Rebuilding Binh Ba DPR/TV/1116

Accession Number F04344
Collection type Film
Measurement 4 min 44 sec
Object type Actuality footage, Television news footage
Physical description 16mm/b&w/silent
Maker Combe, David Reginald
Place made Vietnam: Phuoc Tuy Province, Binh Ba
Date made 9 June 1969
Access Open
Conflict Vietnam, 1962-1975
Copyright Item copyright: © Australian War Memorial
Creative Commons License This item is licensed under CC BY-NC
Source credit to This item has been digitised with funding provided by Commonwealth Government.
Description

The constructions sounds of hammering and sawing took over from the sounds of battle in the village of Binh Ba, five miles north of the Australian Task Force, this week.
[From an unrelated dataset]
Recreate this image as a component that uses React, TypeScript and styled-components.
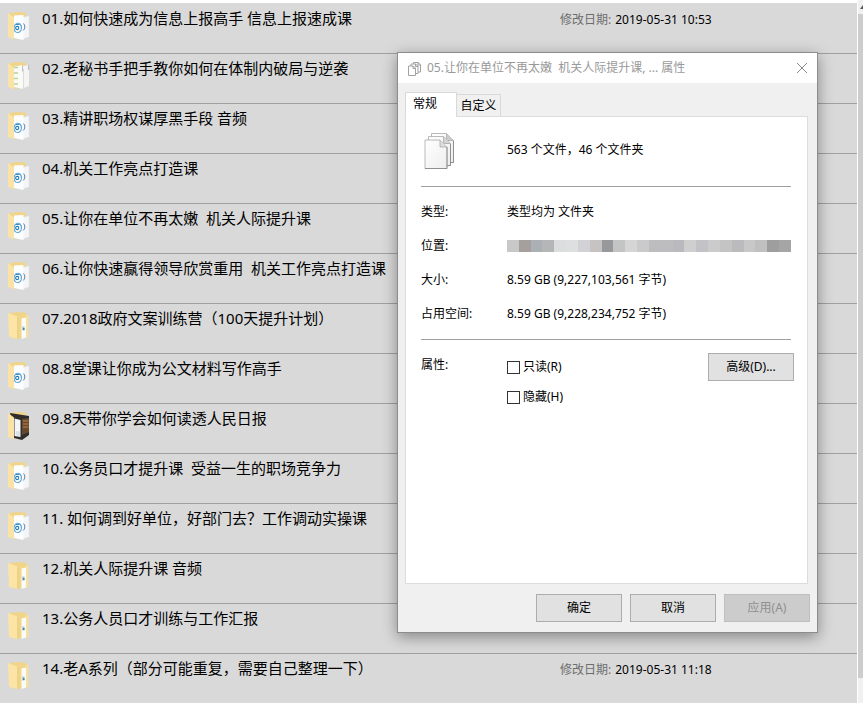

Civil affairs workers and engineers moved in when the fighting troops moved out to resettle the villagers back into their homes. Binh Ba was the scene of pitched battles on Friday and Saturday when two companies of North Vietnamese soldiers and a company of guerillas holed-up in the houses and a ready reaction force of Australians and Vietnamese popular forces were sent in to clear them out. The bodies of 54 enemy were later removed from the village. The big task now is to make the village, part of the French Binh Ba rubber plantation, liveable again. While only 13 of the 162 buildings were totally destroyed in the fighting which involved tanks, over 50 per cent had the roofs holed and 40 per cent had the wall holed. The Task Force decided to reconstruct seven of the houses and do minor repairs on a further 35. The people from the wrecked houses have been resettled into vacant ones in the village by the plantation owner. When a team from the 17th Construction Squadron moved in to begin their task, the infantry moved with them as a protection party. The first aim was to get the roofs repaired as quickly as possible, then clean-up and patch-up and assist the Vietnamese with minor repairs. The team took with them to the village timber, roofing iron and concrete, but they were able to salvage other materials such as tiles from the wrecked houses. These tiles would be given to villagers to carry out repairs on small holes in their roofs. A low-loader was used to push in the houses beyond repair so that there would be no danger to the villagers. The work proper then began and the men worked with a will to put new iron roofs on the houses requiring them. The work is expected to take several days to complete. When the villagers were moved back in the previous day, the Australian civil affairs team was there to hand out food and kitchen utensils as initial assistance. Civil Affairs will now replace the furniture wrecked when the battle developed into a house-to-house grenade fight. About 100 beds, 100 tables and 200 chairs will be purchased. Even while the resettlement work was going on, reports were being received that enemy were still in the area. But the workmen kept to their task, leaving the job of protection to the infantry.